◆ Request ◆
Each line that holds the word "screenshot" counts once; give the total number of such lines and nothing else.

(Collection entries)
======

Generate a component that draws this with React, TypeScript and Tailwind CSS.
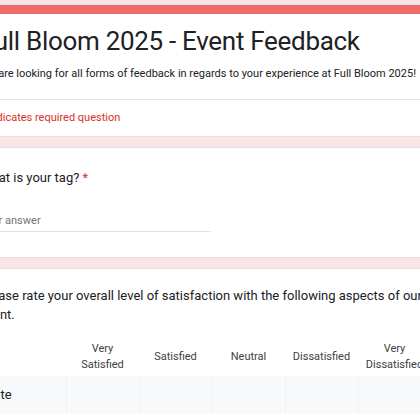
import React from 'react';

const columns = [
  ['Very', 'Satisfied'],
  ['Satisfied'],
  ['Neutral'],
  ['Dissatisfied'],
  ['Very', 'Dissatisfied'],
];

function Card({ children, className = '' }: { children: React.ReactNode; className?: string }) {
  return (
    <div className={`rounded-lg border border-[#e6dfe0] bg-white ${className}`}>{children}</div>
  );
}

export default function App() {
  return (
    <div className="h-[420px] w-[420px] overflow-hidden bg-[#fbe4e6] font-['Roboto',sans-serif] text-[#202124]">
      <div className="ml-[-45px] flex w-[640px] flex-col gap-[10px] pt-[4px]">
        {/* header */}
        <Card className="overflow-hidden">
          <div className="h-[9px] bg-[#ef6b6b]" />
          <div className="px-6 pt-[9px]">
            <h1 className="text-[26px] leading-[36px] tracking-[-0.3px]">
              Full Bloom 2025 - Event Feedback
            </h1>
            <p className="mt-[6px] pb-[16px] text-[11px] leading-[18px]">
              We are looking for all forms of feedback in regards to your experience at Full Bloom 2025!
            </p>
          </div>
          <div className="border-t border-[#e6e6e6] px-6 py-[10px] text-[11px] leading-[16px] text-[#d93025]">
            * Indicates required question
          </div>
        </Card>

        {/* tag question */}
        <Card className="px-6 pt-[20px] pb-[25px]">
          <div className="text-[13px] leading-[20px]">
            What is your tag? <span className="text-[#d93025]">*</span>
          </div>
          <div className="mt-[25px] w-[231px] border-b border-[#e3e3e3] pb-[2px] text-[11px] leading-[16px] text-[#70757a]">
            Your answer
          </div>
        </Card>

        {/* grid question */}
        <Card className="px-6 pt-[17px] pb-6">
          <div className="w-[455px] text-[13px] leading-[19px]">
            Please rate your overall level of satisfaction with the following aspects of our event.
          </div>
          <div className="mt-[17px]">
            <div className="grid grid-cols-[86px_repeat(5,73px)] items-center text-[11px] leading-[16px] text-[#3c4043]">
              <div />
              {columns.map((c) => (
                <div key={c.join(' ')} className="text-center">
                  {c.map((l) => (
                    <div key={l}>{l}</div>
                  ))}
                </div>
              ))}
            </div>
            <div className="mt-[3px] grid h-[38px] grid-cols-[86px_repeat(5,73px)] bg-[#f8f9fa] text-[13px]">
              <div className="flex items-center pl-[5px]">Date</div>
              {columns.map((c) => (
                <div key={c.join(' ')} className="border-l border-[#f1f2f3]" />
              ))}
            </div>
          </div>
        </Card>
      </div>
    </div>
  );
}
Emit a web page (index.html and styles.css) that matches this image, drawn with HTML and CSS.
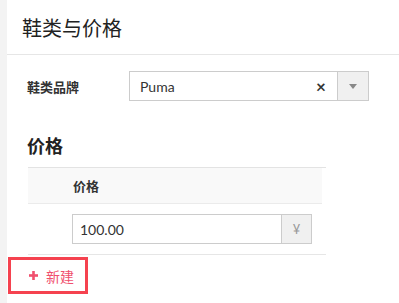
FILE: index.html
```html
<!DOCTYPE html>
<html lang="zh">
<head>
<meta charset="utf-8">
<link rel="stylesheet" href="styles.css">
</head>
<body>
<div class="app">
  <div class="sidebar"></div>
  <div class="main">
    <div class="header">鞋类与价格</div>
    <div class="form-row">
      <label class="label">鞋类品牌</label>
      <div class="select">
        <span class="select-value">Puma</span>
        <span class="select-clear">×</span>
        <span class="select-arrow"><span class="tri"></span></span>
      </div>
    </div>
    <h2 class="section-title">价格</h2>
    <div class="table">
      <div class="thead"><span class="th">价格</span></div>
      <div class="trow">
        <div class="input-group">
          <span class="input-value">100.00</span>
          <span class="addon">¥</span>
        </div>
      </div>
    </div>
    <div class="btn-new">
      <svg class="plus" width="9" height="9" viewBox="0 0 9 9"><rect x="3.2" y="0" width="2.6" height="9" fill="#f0506e"/><rect x="0" y="3.2" width="9" height="2.6" fill="#f0506e"/></svg>
      <span class="btn-text">新建</span>
    </div>
  </div>
</div>
</body>
</html>
```
FILE: styles.css
```css
* { box-sizing: border-box; }
html, body { margin: 0; padding: 0; background: #fff; }
body { font-family: Lato, "Noto Sans CJK SC", sans-serif; color: #333; width: 399px; height: 303px; overflow: hidden; }
.app { display: flex; height: 303px; }
.sidebar { width: 7px; background: #f3f3f3; flex: none; }
.main { flex: 1; }
.header { height: 55px; border-bottom: 1px solid #e6e6e6; display: flex; align-items: center; padding-left: 15px; font-size: 20px; color: #222; }
.form-row { display: flex; align-items: center; margin-top: 16px; padding-left: 20px; }
.label { width: 102px; font-size: 13px; font-weight: 600; color: #333; }
.select { width: 240px; height: 30px; border: 1px solid #ccc; display: flex; align-items: center; }
.select-value { flex: 1; padding-left: 10px; font-size: 14px; color: #333; }
.select-clear { width: 24px; font-size: 17px; font-weight: 700; color: #333; text-align: center; margin-right: 4px; line-height: 1; }
.select-arrow { width: 31px; height: 28px; background: #f0f0f0; border-left: 1px solid #ccc; display: flex; align-items: center; justify-content: center; }
.tri { width: 0; height: 0; border-left: 4.5px solid transparent; border-right: 4.5px solid transparent; border-top: 5px solid #888; }
.section-title { margin: 33px 0 0 20px; font-size: 18px; line-height: 24px; font-weight: 700; color: #222; height: 24px; }
.table { margin: 9px 0 0 21px; width: 298px; border-top: 1px solid #e3e3e3; }
.thead { height: 36px; background: #f9f9f9; border-bottom: 1px solid #ebebeb; width: 294px; display: flex; align-items: center; padding-left: 45px; }
.th { font-size: 13px; font-weight: 600; color: #333; }
.trow { padding: 10px 0 10px 44px; border-bottom: 1px solid #e6e6e6; }
.input-group { width: 240px; height: 30px; border: 1px solid #ccc; display: flex; align-items: center; }
.input-value { flex: 1; padding-left: 7px; font-size: 14px; color: #333; }
.addon { width: 30px; height: 28px; background: #f0f0f0; border-left: 1px solid #ccc; display: flex; align-items: center; justify-content: center; font-size: 13px; color: #999; }
.btn-new { margin: 2px 0 0 1px; width: 80px; height: 37px; border: 3px solid #f5424f; display: flex; align-items: center; padding-left: 18px; }
.plus { margin-right: 8px; }
.btn-text { font-size: 14px; color: #f0506e; }
```
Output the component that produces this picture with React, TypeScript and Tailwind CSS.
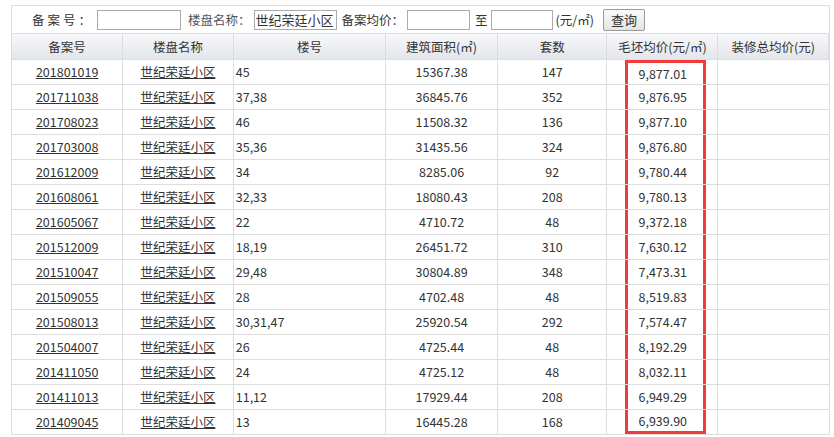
import React from 'react';

const rows: [string, string, string, string, string][] = [
  ['201801019', '45', '15367.38', '147', '9,877.01'],
  ['201711038', '37,38', '36845.76', '352', '9,876.95'],
  ['201708023', '46', '11508.32', '136', '9,877.10'],
  ['201703008', '35,36', '31435.56', '324', '9,876.80'],
  ['201612009', '34', '8285.06', '92', '9,780.44'],
  ['201608061', '32,33', '18080.43', '208', '9,780.13'],
  ['201605067', '22', '4710.72', '48', '9,372.18'],
  ['201512009', '18,19', '26451.72', '310', '7,630.12'],
  ['201510047', '29,48', '30804.89', '348', '7,473.31'],
  ['201509055', '28', '4702.48', '48', '8,519.83'],
  ['201508013', '30,31,47', '25920.54', '292', '7,574.47'],
  ['201504007', '26', '4725.44', '48', '8,192.29'],
  ['201411050', '24', '4725.12', '48', '8,032.11'],
  ['201411013', '11,12', '17929.44', '208', '6,949.29'],
  ['201409045', '13', '16445.28', '168', '6,939.90'],
];

const widths = ['w-[111px]', 'w-[111px]', 'w-[153px]', 'w-[112px]', 'w-[110px]', 'w-[111px]', 'w-[111px]'];
const heads = ['备案号', '楼盘名称', '楼号', '建筑面积(㎡)', '套数', '毛坯均价(元/㎡)', '装修总均价(元)'];

const App: React.FC = () => {
  return (
    <div className="w-[834px] h-[437px] bg-white overflow-hidden text-[12.5px] text-[#333]" style={{ fontFamily: '"Noto Sans CJK SC", sans-serif' }}>
      <div className="ml-[11px] mt-[5px] w-[819px] border border-[#ddd] border-b-0">
        <div className="h-[27px] flex items-center pl-[20px] gap-[3px] whitespace-nowrap leading-[16px]">
          <span className="tracking-[3px]">备案号：</span>
          <input className="w-[84px] h-[20px] border border-[#aaa]" />
          <span className="ml-[4px] text-[#555]">楼盘名称：</span>
          <input className="w-[83px] h-[20px] border border-[#aaa] text-[13px] px-[1px]" defaultValue="世纪荣廷小区" />
          <span className="ml-[2px]">备案均价：</span>
          <input className="w-[63px] h-[20px] border border-[#aaa]" />
          <span className="ml-[2px]">至</span>
          <input className="w-[62px] h-[20px] border border-[#aaa]" />
          <span>(元/㎡)</span>
          <button className="ml-[6px] h-[22px] px-[7px] border border-[#999] rounded-[2px] bg-gradient-to-b from-[#fafafa] to-[#e4e4e4] text-[13px]">查询</button>
        </div>
        <table className="border-collapse table-fixed leading-[16px]">
          <thead>
            <tr className="bg-gradient-to-b from-[#f7f8fa] to-[#e2e5ea]">
              {heads.map((h, i) => (
                <th key={i} className={`${widths[i]} h-[26px] p-0 border border-[#ddd] border-l-0 font-normal text-center`}>{h}</th>
              ))}
            </tr>
          </thead>
          <tbody>
            {rows.map((r, i) => (
              <tr key={i}>
                <td className="h-[25px] p-0 border border-[#ddd] border-l-0 text-center"><a className="underline">{r[0]}</a></td>
                <td className="p-0 border border-[#ddd] text-center"><a className="underline">世纪荣廷小区</a></td>
                <td className="p-0 border border-[#ddd] pl-[2px]">{r[1]}</td>
                <td className="p-0 border border-[#ddd] text-center">{r[2]}</td>
                <td className="p-0 border border-[#ddd] text-center">{r[3]}</td>
                <td className="p-0 border border-[#ddd]">
                  <div className={`ml-[18px] w-[81px] h-[24px] flex items-center pl-[10px] border-x-[3px] border-[#f03b3b] ${i === 0 ? 'border-t-[3px]' : ''} ${i === rows.length - 1 ? 'border-b-[3px]' : ''}`}>{r[4]}</div>
                </td>
                <td className="p-0 border border-[#ddd] border-r-0"></td>
              </tr>
            ))}
          </tbody>
        </table>
      </div>
    </div>
  );
};

export default App;
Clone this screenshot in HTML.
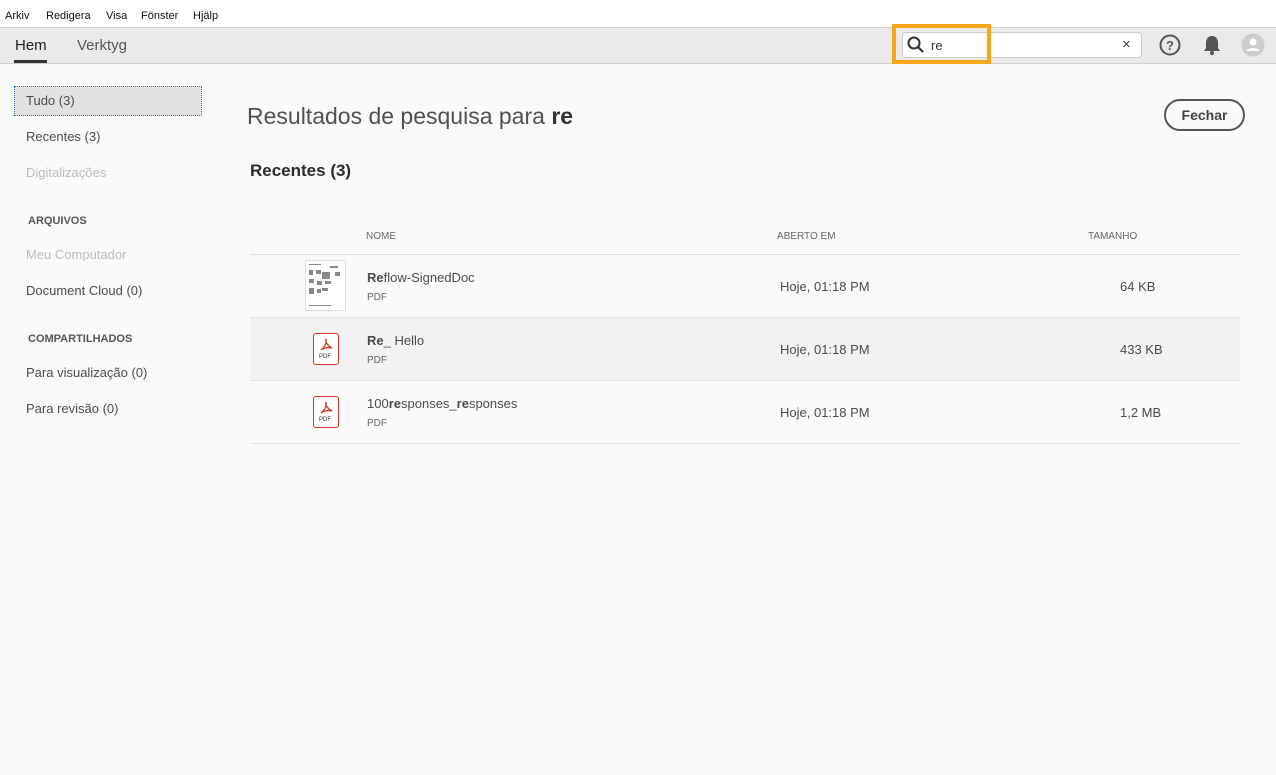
<!DOCTYPE html>
<html><head><style>
*{margin:0;padding:0;box-sizing:border-box}
body{width:1276px;height:775px;background:#fafafa;font-family:"Liberation Sans",sans-serif;color:#4b4b4b;position:relative;overflow:hidden}
.a{position:absolute;white-space:nowrap}
.menu{top:0;left:0;width:1276px;height:28px;background:#fff;border-bottom:1px solid #d0d0d0}
.menu span{position:absolute;top:10px;font-size:11px;color:#111}
.tb{top:28px;left:0;width:1276px;height:36px;background:#eaeaea;border-bottom:1px solid #cfcfcf}
.side{font-size:13px}
.row{left:250px;width:990px;height:63px;border-bottom:1px solid #e3e3e3}
.nm{font-size:13px;color:#4b4b4b}
.sm{font-size:10px;color:#666}
.pdf{width:26px;height:32px;border:1.5px solid #d4342c;border-radius:3px;background:#fff}
.pdf svg{position:absolute;left:6px;top:4px}
.pdf span{position:absolute;left:5px;top:20px;font-size:6px;color:#333}
</style></head><body>
<div class="a menu"><span style="left:5px">Arkiv</span><span style="left:46px">Redigera</span><span style="left:106px">Visa</span><span style="left:141px">Fönster</span><span style="left:193px">Hjälp</span></div>
<div class="a tb"></div>
<div class="a" style="left:15px;top:37px;font-size:15px;color:#222">Hem</div>
<div class="a" style="left:14px;top:60px;width:33px;height:3px;background:#333"></div>
<div class="a" style="left:77px;top:37px;font-size:15px;color:#555">Verktyg</div>
<div class="a" style="left:902px;top:32px;width:240px;height:26px;background:#fff;border:1px solid #ccc;border-radius:4px"></div>
<div class="a" style="left:892px;top:24px;width:99px;height:40px;border:4px solid #f7a51c"></div>
<svg class="a" style="left:906px;top:35px" width="20" height="20"><circle cx="8" cy="8" r="5.5" fill="none" stroke="#333" stroke-width="2"/><path d="M12 12l5 5" stroke="#333" stroke-width="2.2"/></svg>
<div class="a" style="left:931px;top:38px;font-size:13px;color:#333">re</div>
<div class="a" style="left:1122px;top:36px;font-size:15px;color:#444">×</div>
<svg class="a" style="left:1158px;top:33px" width="24" height="24"><circle cx="12" cy="12" r="9.5" fill="none" stroke="#555" stroke-width="2"/><text x="12" y="17" font-size="13" text-anchor="middle" font-weight="bold" fill="#555" font-family="Liberation Sans">?</text></svg>
<svg class="a" style="left:1201px;top:33px" width="22" height="24"><path d="M11 3c-4 0-6 3-6 7v5l-2 3h16l-2-3v-5c0-4-2-7-6-7z" fill="#555"/><circle cx="11" cy="20" r="2" fill="#555"/></svg>
<svg class="a" style="left:1241px;top:33px" width="24" height="24"><circle cx="12" cy="12" r="11.5" fill="#ccc"/><circle cx="12" cy="9" r="3.5" fill="#fff"/><path d="M5 18c2-4 12-4 14 0z" fill="#fff"/></svg>
<div class="a" style="left:14px;top:86px;width:188px;height:30px;background:#e2e2e2;border:1px dotted #2a6fcc"></div>
<div class="a side" style="left:26px;top:93px">Tudo (3)</div>
<div class="a side" style="left:26px;top:129px">Recentes (3)</div>
<div class="a side" style="left:26px;top:165px;color:#bbb">Digitalizações</div>
<div class="a" style="left:28px;top:215px;font-size:11px;font-weight:bold;color:#555">ARQUIVOS</div>
<div class="a side" style="left:26px;top:247px;color:#bbb">Meu Computador</div>
<div class="a side" style="left:26px;top:283px">Document Cloud (0)</div>
<div class="a" style="left:28px;top:333px;font-size:11px;font-weight:bold;color:#555">COMPARTILHADOS</div>
<div class="a side" style="left:26px;top:365px">Para visualização (0)</div>
<div class="a side" style="left:26px;top:401px">Para revisão (0)</div>
<div class="a" style="left:247px;top:103px;font-size:23px;color:#505050">Resultados de pesquisa para <b style="color:#333">re</b></div>
<div class="a" style="left:1164px;top:99px;width:81px;height:32px;border:2px solid #555;border-radius:16px;font-size:14px;font-weight:bold;color:#444;text-align:center;line-height:28px">Fechar</div>
<div class="a" style="left:250px;top:161px;font-size:17px;font-weight:bold;color:#2c2c2c">Recentes (3)</div>
<div class="a sm" style="left:366px;top:231px">NOME</div>
<div class="a sm" style="left:777px;top:231px">ABERTO EM</div>
<div class="a sm" style="left:1088px;top:231px">TAMANHO</div>
<div class="a" style="left:250px;top:254px;width:990px;height:1px;background:#ddd"></div>
<div class="a row" style="top:255px"></div>
<div class="a row" style="top:318px;background:#f2f2f2"></div>
<div class="a row" style="top:381px"></div>
<div class="a" style="left:305px;top:260px;width:41px;height:51px;background:#fff;border:1px solid #ddd">
<svg width="39" height="49"><g fill="#888"><rect x="3" y="3" width="12" height="1"/><rect x="24" y="5" width="8" height="2"/><rect x="3" y="9" width="4" height="5"/><rect x="10" y="9" width="5" height="4"/><rect x="16" y="11" width="8" height="7"/><rect x="29" y="11" width="5" height="4"/><rect x="3" y="18" width="5" height="4"/><rect x="11" y="20" width="5" height="4"/><rect x="19" y="20" width="6" height="3"/><rect x="3" y="27" width="5" height="6"/><rect x="11" y="28" width="4" height="4"/><rect x="16" y="27" width="6" height="3"/><rect x="3" y="44" width="22" height="1"/></g></svg></div>
<div class="a nm" style="left:367px;top:270px"><b>Re</b>flow-SignedDoc</div>
<div class="a sm" style="left:367px;top:292px">PDF</div>
<div class="a nm" style="left:780px;top:279px">Hoje, 01:18 PM</div>
<div class="a nm" style="left:1120px;top:279px">64 KB</div>
<div class="a pdf" style="left:313px;top:333px"><svg width="13" height="14"><path d="M6 1c-1 3 2 7 6 9M6 1c1 4-2 9-5 11M1 12c3-2 7-3 11-2" fill="none" stroke="#d4342c" stroke-width="1.3"/></svg><span>PDF</span></div>
<div class="a nm" style="left:367px;top:333px"><b>Re</b>_ Hello</div>
<div class="a sm" style="left:367px;top:355px">PDF</div>
<div class="a nm" style="left:780px;top:342px">Hoje, 01:18 PM</div>
<div class="a nm" style="left:1120px;top:342px">433 KB</div>
<div class="a pdf" style="left:313px;top:396px"><svg width="13" height="14"><path d="M6 1c-1 3 2 7 6 9M6 1c1 4-2 9-5 11M1 12c3-2 7-3 11-2" fill="none" stroke="#d4342c" stroke-width="1.3"/></svg><span>PDF</span></div>
<div class="a nm" style="left:367px;top:396px">100<b>re</b>sponses_<b>re</b>sponses</div>
<div class="a sm" style="left:367px;top:418px">PDF</div>
<div class="a nm" style="left:780px;top:405px">Hoje, 01:18 PM</div>
<div class="a nm" style="left:1120px;top:405px">1,2 MB</div>
</body></html>
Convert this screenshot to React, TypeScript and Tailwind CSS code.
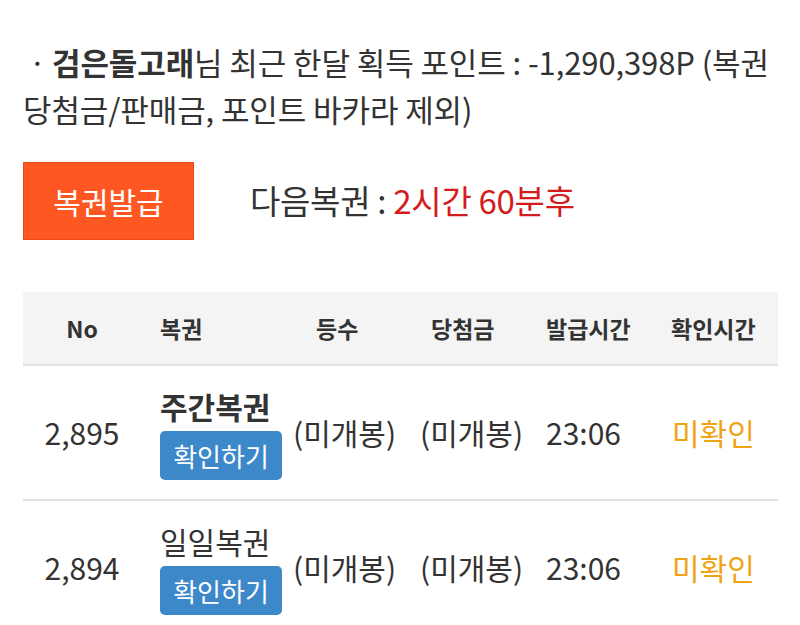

======

◆ Written solution ◆
2